Ingredients
Scale
- 8 slices cherrywood smoked bacon
- 2 lbs. medium Brussels sprouts, trimmed and halved
- 4 Tbsp. unsalted butter
- Salt & freshly ground black pepper, to taste
- 1/3 cup low sodium chicken broth
- 2 Tbsp. apple cider vinegar
- 3/4 cup pecans
- 3/4 cup dried cranberries
- zest and juice from 1 large orange
Instructions
- In a large cast iron skillet, cook bacon over medium heat, turning occasionally, until crisp, about 15 minutes.
- Remove bacon to a paper towel lined plate.
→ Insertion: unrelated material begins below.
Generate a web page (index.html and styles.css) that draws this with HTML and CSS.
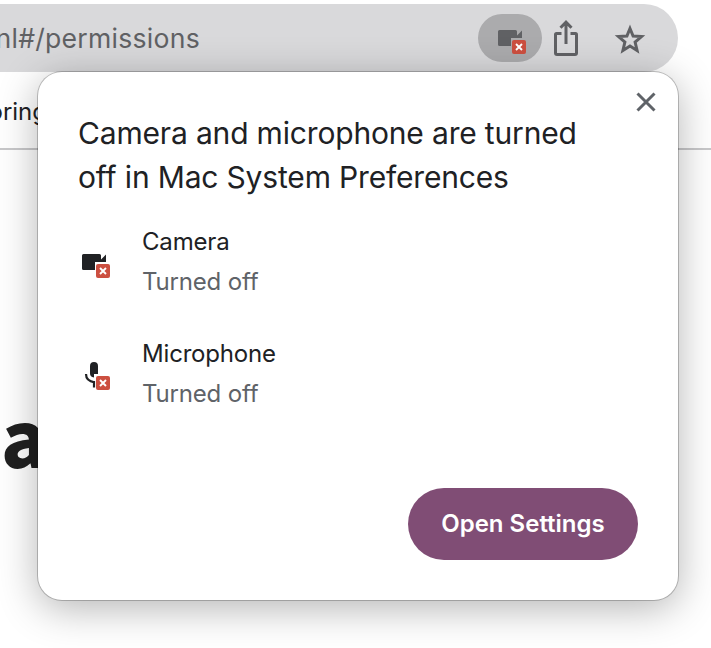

Let cool then coarsely crumble.
- While bacon cools, add 2 Tbsp. butter to the drippings and let melt.
- Add half the Brussels sprouts, cut side down and salt and pepper.
- Cook for 3 – 4 minutes until caramelized.
- Remove and set aside.
- Repeat with remaining Brussels sprouts. (Add 2 Tbsp. butter and Brussels sprouts.)
- When the second batch is browned, add all Brussels sprouts, chicken broth and vinegar.
- Cover partially, and cook over medium heat until liquid begins to boil.
- Reduce heat to medium low and simmer until broth has evaporated, 1 – 2 minutes.
- Stir in crumbled bacon, pecans, dried cranberries, orange zest and juice.
- Serve warm.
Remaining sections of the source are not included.